If you've done everything right and you still suspect the room temperature is chronically lower than the thermostat setting, get a room thermometer and take temperature readings near the thermostat and in another part of the room. If the temperature near the thermostat is higher than temperature elsewhere in the room, look for the reason. The thermostat may be in direct sun for part of the day, air from one of the registers may be circulating around it, or you may have created a microclimate around the thermostat by covering it with drapes or a piece of furniture.
Why Does Nothing Happen When I Turn On the Thermostat?

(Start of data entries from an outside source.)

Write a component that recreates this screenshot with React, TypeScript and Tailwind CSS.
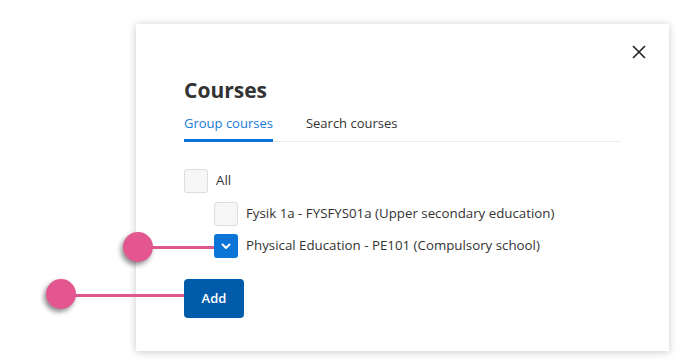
export default function App() {
  const items = [
    { label: 'Fysik 1a - FYSFYS01a (Upper secondary education)', checked: false },
    { label: 'Physical Education - PE101 (Compulsory school)', checked: true },
  ]

  return (
    <div className="relative w-[692px] h-[364px] bg-white overflow-hidden pl-[136px] pt-[24px] font-['Open_Sans',sans-serif] text-[#333]">
      <div className="relative w-[533px] h-[327px] bg-white shadow-[0_1px_8px_rgba(0,0,0,0.22)] px-12 pt-[51px]">
        <button className="absolute left-[496px] top-[21px] w-[14px] h-[14px] text-[#222]">
          <svg viewBox="0 0 14 14" className="w-[14px] h-[14px]" fill="none" stroke="currentColor" strokeWidth={1.6}>
            <path d="M1 1l12 12M13 1L1 13" />
          </svg>
        </button>

        <h1 className="text-[21px] leading-[30px] font-bold text-[#333]">Courses</h1>

        <div className="mt-[8px] flex gap-[33px] border-b border-[#ebebeb] text-[13px] leading-[20px]">
          <div className="-mb-px pb-[6px] border-b-[3px] border-[#0a74d8] text-[#1a7ad9]">Group courses</div>
          <div className="-mb-px pb-[6px] text-[#333]">Search courses</div>
        </div>

        <div className="mt-[27px] flex flex-col gap-[8.5px] text-[13.3px]">
          <div className="flex items-center gap-2">
            <span className="w-6 h-6 rounded-[3px] border border-[#dedede] bg-[#f6f6f6]" />
            <span>All</span>
          </div>
          {items.map((it) => (
            <div key={it.label} className="flex items-center gap-2 pl-[30px]">
              {it.checked ? (
                <span className="w-6 h-6 rounded-[3px] bg-[#0b74d7] flex items-center justify-center">
                  <svg viewBox="0 0 12 12" className="w-3 h-3" fill="none" stroke="white" strokeWidth={2} strokeLinecap="round" strokeLinejoin="round">
                    <path d="M2.5 4.5L6 8l3.5-3.5" />
                  </svg>
                </span>
              ) : (
                <span className="w-6 h-6 rounded-[3px] border border-[#dedede] bg-[#f6f6f6]" />
              )}
              <span>{it.label}</span>
            </div>
          ))}
        </div>

        <button className="mt-[21px] w-[60px] h-[39px] rounded-[4px] bg-[#005bab] text-white text-[13px] font-semibold">
          Add
        </button>
      </div>

      <div className="absolute left-[138px] top-[246px] w-[76px] h-[3px] bg-[#e0578f]" />
      <div className="absolute left-[123px] top-[232px] w-[30px] h-[30px] rounded-full bg-[#e4568f] shadow-[-2px_3px_5px_rgba(0,0,0,0.45)]" />

      <div className="absolute left-[61px] top-[294px] w-[123px] h-[3px] bg-[#e0578f]" />
      <div className="absolute left-[46px] top-[279px] w-[30px] h-[30px] rounded-full bg-[#e4568f] shadow-[-2px_3px_5px_rgba(0,0,0,0.45)]" />
    </div>
  )
}
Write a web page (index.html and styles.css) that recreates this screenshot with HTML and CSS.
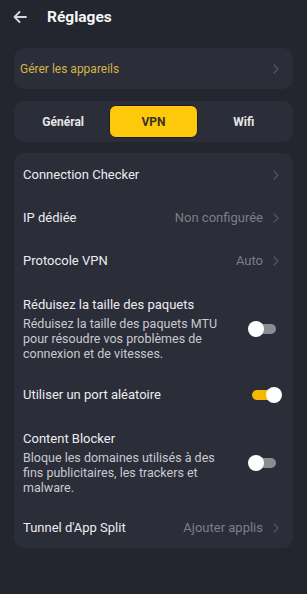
FILE: index.html
```html
<!DOCTYPE html>
<html lang="fr">
<head>
<meta charset="utf-8">
<link rel="stylesheet" href="styles.css">
</head>
<body>
<div class="screen">
  <header class="topbar">
    <svg class="back" width="14" height="12" viewBox="0 0 14 12"><path d="M13 6H1.5M6.5 1L1.5 6l5 5" fill="none" stroke="#d6d6dc" stroke-width="1.8" stroke-linecap="round" stroke-linejoin="round"/></svg>
    <h1 class="title">Réglages</h1>
  </header>

  <div class="card devices">
    <span class="devices-label">Gérer les appareils</span>
    <svg class="chev" width="6" height="10" viewBox="0 0 6 10"><path d="M1 1l4 4-4 4" fill="none" stroke="#4f515c" stroke-width="1.5" stroke-linecap="round" stroke-linejoin="round"/></svg>
  </div>

  <div class="card tabs">
    <div class="tab">Général</div>
    <div class="tab active">VPN</div>
    <div class="tab">Wifi</div>
  </div>

  <div class="card list">
    <div class="row">
      <span class="label">Connection Checker</span>
      <span class="right"><svg class="chev" width="6" height="10" viewBox="0 0 6 10"><path d="M1 1l4 4-4 4" fill="none" stroke="#4f515c" stroke-width="1.5" stroke-linecap="round" stroke-linejoin="round"/></svg></span>
    </div>
    <div class="row">
      <span class="label">IP dédiée</span>
      <span class="right"><span class="value">Non configurée</span><svg class="chev" width="6" height="10" viewBox="0 0 6 10"><path d="M1 1l4 4-4 4" fill="none" stroke="#4f515c" stroke-width="1.5" stroke-linecap="round" stroke-linejoin="round"/></svg></span>
    </div>
    <div class="row">
      <span class="label">Protocole VPN</span>
      <span class="right"><span class="value">Auto</span><svg class="chev" width="6" height="10" viewBox="0 0 6 10"><path d="M1 1l4 4-4 4" fill="none" stroke="#4f515c" stroke-width="1.5" stroke-linecap="round" stroke-linejoin="round"/></svg></span>
    </div>
    <div class="row tall">
      <div class="text">
        <div class="label">Réduisez la taille des paquets</div>
        <div class="desc">Réduisez la taille des paquets MTU pour résoudre vos problèmes de connexion et de vitesses.</div>
      </div>
      <span class="toggle"><span class="knob"></span></span>
    </div>
    <div class="row">
      <span class="label">Utiliser un port aléatoire</span>
      <span class="toggle on"><span class="knob"></span></span>
    </div>
    <div class="row tall">
      <div class="text">
        <div class="label">Content Blocker</div>
        <div class="desc">Bloque les domaines utilisés à des fins publicitaires, les trackers et malware.</div>
      </div>
      <span class="toggle"><span class="knob"></span></span>
    </div>
    <div class="row last">
      <span class="label">Tunnel d'App Split</span>
      <span class="right"><span class="value">Ajouter applis</span><svg class="chev" width="6" height="10" viewBox="0 0 6 10"><path d="M1 1l4 4-4 4" fill="none" stroke="#4f515c" stroke-width="1.5" stroke-linecap="round" stroke-linejoin="round"/></svg></span>
    </div>
  </div>
</div>
</body>
</html>
```

FILE: styles.css
```css
* { box-sizing: border-box; margin: 0; padding: 0; }
html, body { background: #23252f; }
body {
  width: 307px;
  height: 594px;
  overflow: hidden;
  font-family: Roboto, "Liberation Sans", sans-serif;
  color: #e9e9ee;
}
.screen { padding: 0 14px; }
.topbar {
  height: 33px;
  display: flex;
  align-items: center;
}
.back { margin-left: -1px; }
.title {
  font-size: 15.5px;
  font-weight: 700;
  color: #f4f4f6;
  margin-left: 20px;
}
.card {
  background: #2b2d38;
  border-radius: 10px;
}
.devices {
  margin-top: 15px;
  height: 41px;
  display: flex;
  align-items: center;
  justify-content: space-between;
  padding: 0 14px 0 6px;
}
.devices-label {
  font-size: 12px;
  color: #d5b449;
}
.chev { display: block; }
.tabs {
  margin-top: 12px;
  height: 41px;
  padding: 4px;
  display: grid;
  grid-template-columns: 1fr 1fr 1fr;
}
.tab {
  display: flex;
  align-items: center;
  justify-content: center;
  font-size: 12px;
  font-weight: 700;
  color: #e6e6ea;
  border-radius: 7px;
}
.tab.active {
  background: #fdc90a;
  color: #3a3322;
  border: 1px solid #1d1e25;
  margin: 0 1px;
}
.list {
  margin-top: 11px;
  padding: 0 14px 0 9px;
}
.row {
  display: flex;
  align-items: center;
  justify-content: space-between;
  height: 43px;
}
.row.tall {
  height: auto;
  padding: 15px 0 12px;
}
.row.last { height: 41px; }
.label {
  font-size: 13px;
  color: #ececf0;
  line-height: 16px;
}
.right {
  display: flex;
  align-items: center;
  gap: 10px;
}
.value {
  font-size: 13px;
  color: #7c7e89;
}
.text { width: 212px; }
.desc {
  margin-top: 3px;
  font-size: 12.5px;
  line-height: 15px;
  color: #c9cad0;
}
.toggle {
  position: relative;
  width: 24px;
  height: 10px;
  border-radius: 5px;
  background: #8b8c92;
  margin-right: 3px;
  flex: none;
}
.toggle .knob {
  position: absolute;
  left: -4px;
  top: -3px;
  width: 16px;
  height: 16px;
  border-radius: 50%;
  background: #ffffff;
}
.toggle.on { background: #f6b800; }
.toggle.on .knob { left: auto; right: -6px; }
```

Every thermostat has a five- to seven-minute delay mode and a 2- to 5-degree deadband to prevent the heating system from short cycling (turning on and off too frequently) and causing equipment damage. If nothing happens after the delay period, try setting the temperature several degrees higher, and if nothing happens, try the reset button if your thermostat has one (you'll have to reprogram after using this button). Finally, check the circuit breaker to see if it has tripped; if not, call an HVAC technician to investigate.
Why Does the Air Conditioning Come On When I Select "Heat"?
This is a problem with the thermostat wiring. While you can rewire the thermostat yourself assuming all the wires are the standard colors, there's no guarantee they have all been connected to the proper terminals on the transformer. You can damage your HVAC unit by making a mistake with the wiring, so this is another case where it's best to call an HVAC technician.